- AVAILABLE DATA -

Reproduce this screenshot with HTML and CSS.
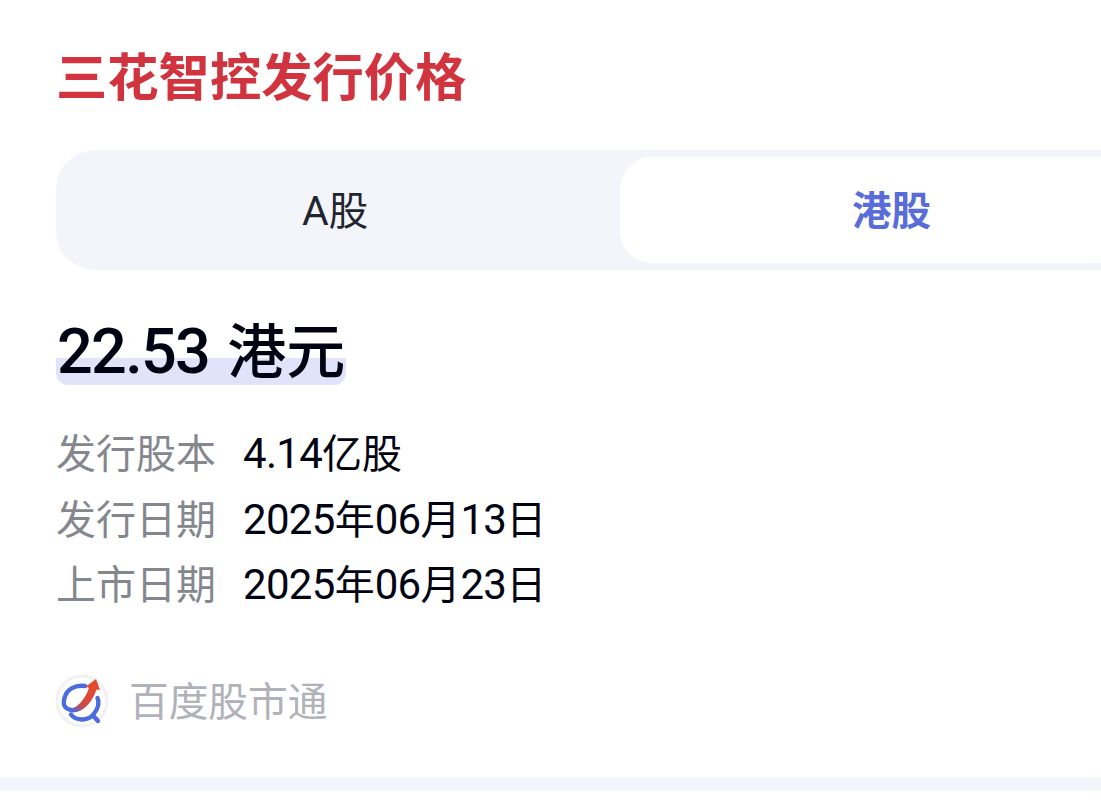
FILE: index.html
```
<!DOCTYPE html>
<html lang="zh-CN">
<head>
  <meta charset="UTF-8">
  <meta name="viewport" content="width=device-width, initial-scale=1.0">
  <title>三花智控发行价格</title>
  <link rel="stylesheet" href="styles.css">
</head>
<body>
  <div class="card">
    <h1 class="title">三花智控发行价格</h1>

    <!-- Market tabs -->
    <div class="tabs">
      <div class="tab"><span class="latin">A</span>股</div>
      <div class="tab active">港股</div>
    </div>

    <div class="price"><span class="price-num">22.53</span>港元</div>

    <div class="info">
      <div class="row">
        <span class="label">发行股本</span>
        <span class="value"><span class="num">4.14</span>亿股</span>
      </div>
      <div class="row">
        <span class="label">发行日期</span>
        <span class="value"><span class="num">2025</span>年<span class="num">06</span>月<span class="num">13</span>日</span>
      </div>
      <div class="row">
        <span class="label">上市日期</span>
        <span class="value"><span class="num">2025</span>年<span class="num">06</span>月<span class="num">23</span>日</span>
      </div>
    </div>

    <!-- Data source -->
    <div class="source">
      <svg class="logo" width="54" height="54" viewBox="0 0 54 54">
        <defs>
          <linearGradient id="arrow" x1="16" y1="35" x2="34" y2="14" gradientUnits="userSpaceOnUse">
            <stop offset="0" stop-color="#4f6bdb"></stop>
            <stop offset="0.35" stop-color="#c94c4a"></stop>
            <stop offset="1" stop-color="#e2492f"></stop>
          </linearGradient>
        </defs>
        <circle cx="27" cy="27" r="25" fill="#fff" stroke="#f1f1f3" stroke-width="3"></circle>
        <path d="M30 12C20 10.500 12 15.500 9.800 23C7.500 30 9 35.500 17 36" fill="none" stroke="#4c6bdc" stroke-width="4.400" stroke-linecap="round"></path>
        <path d="M16 40.500C20.500 46.500 32 47.500 38 41C43 35 45 29.500 42.500 24M37.500 41L43 47" fill="none" stroke="#4c6bdc" stroke-width="4.400" stroke-linecap="round"></path>
        <path d="M14 34.500C22 35.500 30 25 34 14L31 12.500L41 5L45 16L41.500 15.500C37.500 28 27 41 14 38Z" fill="url(#arrow)"></path>
      </svg>
      <span class="source-name">百度股市通</span>
    </div>
  </div>
  <div class="divider"></div>
</body>
</html>
```

FILE: styles.css
```
* {
  box-sizing: border-box;
}

body {
  margin: 0;
  background: #fff;
  font-family: "Noto Sans CJK SC", sans-serif;
  color: #000311;
}

.card {
  height: 777px;
  padding: 39px 0 0 56px;
}

.title {
  margin: 0;
  font-size: 51.300px;
  line-height: 70px;
  font-weight: 700;
  color: #d2343f;
}

/* Tabs, running off the right side */
.tabs {
  display: flex;
  gap: 13px;
  height: 120px;
  margin-top: 41px;
  padding: 7px 0 7px 7px;
  border-radius: 39px 0 0 39px;
  background: #f4f5fa;
}

.tab {
  width: 544px;
  height: 106px;
  border-radius: 32px;
  font-size: 39.500px;
  line-height: 101px;
  text-align: center;
  color: #22252f;
}

.tab.active {
  flex: 1;
  width: auto;
  padding-left: 232px;
  border-radius: 32px 0 0 32px;
  background: #fff;
  font-weight: 700;
  text-align: left;
  color: #586dd9;
}

.latin {
  font-family: Roboto, sans-serif;
  font-size: 41px;
}

/* Issue price with a highlighted underline */
.price {
  width: 290px;
  height: 74px;
  margin-top: 41px;
  padding-left: 1px;
  font-size: 59px;
  line-height: 73px;
  font-weight: 500;
  white-space: nowrap;
  border-radius: 0 0 12px 12px;
  background: linear-gradient(#e0e3fa, #e0e3fa) bottom / 100% 27px no-repeat;
}

.price-num {
  margin-right: 18px;
  font-family: Roboto, sans-serif;
  font-size: 63px;
  letter-spacing: -1.700px;
}

/* Details */
.info {
  margin-top: 34px;
}

.row {
  display: flex;
  height: 65.500px;
  font-size: 40px;
  line-height: 65.500px;
}

.label {
  width: 187px;
  color: #85878f;
}

.num {
  font-family: Roboto, sans-serif;
  font-size: 42px;
  letter-spacing: -0.700px;
}

.source {
  display: flex;
  align-items: center;
  gap: 20px;
  height: 56px;
  margin-top: 57px;
}

.logo {
  margin-left: -1px;
}

.source-name {
  font-size: 39.700px;
  line-height: 56px;
  padding-bottom: 3px;
  color: #b0b2ba;
}

.divider {
  height: 14px;
  background: #f4f5fa;
}
```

- THE EXERCISE -
Strip out the pictures and quote the remaining data word for word.

- ANSWER TO THIS PROBLEM -
Reproduce this screenshot with HTML and CSS.
FILE: index.html
```
<!DOCTYPE html>
<html lang="zh-CN">
<head>
  <meta charset="UTF-8">
  <meta name="viewport" content="width=device-width, initial-scale=1.0">
  <title>三花智控发行价格</title>
  <link rel="stylesheet" href="styles.css">
</head>
<body>
  <div class="card">
    <h1 class="title">三花智控发行价格</h1>

    <!-- Market tabs -->
    <div class="tabs">
      <div class="tab"><span class="latin">A</span>股</div>
      <div class="tab active">港股</div>
    </div>

    <div class="price"><span class="price-num">22.53</span>港元</div>

    <div class="info">
      <div class="row">
        <span class="label">发行股本</span>
        <span class="value"><span class="num">4.14</span>亿股</span>
      </div>
      <div class="row">
        <span class="label">发行日期</span>
        <span class="value"><span class="num">2025</span>年<span class="num">06</span>月<span class="num">13</span>日</span>
      </div>
      <div class="row">
        <span class="label">上市日期</span>
        <span class="value"><span class="num">2025</span>年<span class="num">06</span>月<span class="num">23</span>日</span>
      </div>
    </div>

    <!-- Data source -->
    <div class="source">
      <svg class="logo" width="54" height="54" viewBox="0 0 54 54">
        <defs>
          <linearGradient id="arrow" x1="16" y1="35" x2="34" y2="14" gradientUnits="userSpaceOnUse">
            <stop offset="0" stop-color="#4f6bdb"></stop>
            <stop offset="0.35" stop-color="#c94c4a"></stop>
            <stop offset="1" stop-color="#e2492f"></stop>
          </linearGradient>
        </defs>
        <circle cx="27" cy="27" r="25" fill="#fff" stroke="#f1f1f3" stroke-width="3"></circle>
        <path d="M30 12C20 10.500 12 15.500 9.800 23C7.500 30 9 35.500 17 36" fill="none" stroke="#4c6bdc" stroke-width="4.400" stroke-linecap="round"></path>
        <path d="M16 40.500C20.500 46.500 32 47.500 38 41C43 35 45 29.500 42.500 24M37.500 41L43 47" fill="none" stroke="#4c6bdc" stroke-width="4.400" stroke-linecap="round"></path>
        <path d="M14 34.500C22 35.500 30 25 34 14L31 12.500L41 5L45 16L41.500 15.500C37.500 28 27 41 14 38Z" fill="url(#arrow)"></path>
      </svg>
      <span class="source-name">百度股市通</span>
    </div>
  </div>
  <div class="divider"></div>
</body>
</html>
```

FILE: styles.css
```
* {
  box-sizing: border-box;
}

body {
  margin: 0;
  background: #fff;
  font-family: "Noto Sans CJK SC", sans-serif;
  color: #000311;
}

.card {
  height: 777px;
  padding: 39px 0 0 56px;
}

.title {
  margin: 0;
  font-size: 51.300px;
  line-height: 70px;
  font-weight: 700;
  color: #d2343f;
}

/* Tabs, running off the right side */
.tabs {
  display: flex;
  gap: 13px;
  height: 120px;
  margin-top: 41px;
  padding: 7px 0 7px 7px;
  border-radius: 39px 0 0 39px;
  background: #f4f5fa;
}

.tab {
  width: 544px;
  height: 106px;
  border-radius: 32px;
  font-size: 39.500px;
  line-height: 101px;
  text-align: center;
  color: #22252f;
}

.tab.active {
  flex: 1;
  width: auto;
  padding-left: 232px;
  border-radius: 32px 0 0 32px;
  background: #fff;
  font-weight: 700;
  text-align: left;
  color: #586dd9;
}

.latin {
  font-family: Roboto, sans-serif;
  font-size: 41px;
}

/* Issue price with a highlighted underline */
.price {
  width: 290px;
  height: 74px;
  margin-top: 41px;
  padding-left: 1px;
  font-size: 59px;
  line-height: 73px;
  font-weight: 500;
  white-space: nowrap;
  border-radius: 0 0 12px 12px;
  background: linear-gradient(#e0e3fa, #e0e3fa) bottom / 100% 27px no-repeat;
}

.price-num {
  margin-right: 18px;
  font-family: Roboto, sans-serif;
  font-size: 63px;
  letter-spacing: -1.700px;
}

/* Details */
.info {
  margin-top: 34px;
}

.row {
  display: flex;
  height: 65.500px;
  font-size: 40px;
  line-height: 65.500px;
}

.label {
  width: 187px;
  color: #85878f;
}

.num {
  font-family: Roboto, sans-serif;
  font-size: 42px;
  letter-spacing: -0.700px;
}

.source {
  display: flex;
  align-items: center;
  gap: 20px;
  height: 56px;
  margin-top: 57px;
}

.logo {
  margin-left: -1px;
}

.source-name {
  font-size: 39.700px;
  line-height: 56px;
  padding-bottom: 3px;
  color: #b0b2ba;
}

.divider {
  height: 14px;
  background: #f4f5fa;
}
```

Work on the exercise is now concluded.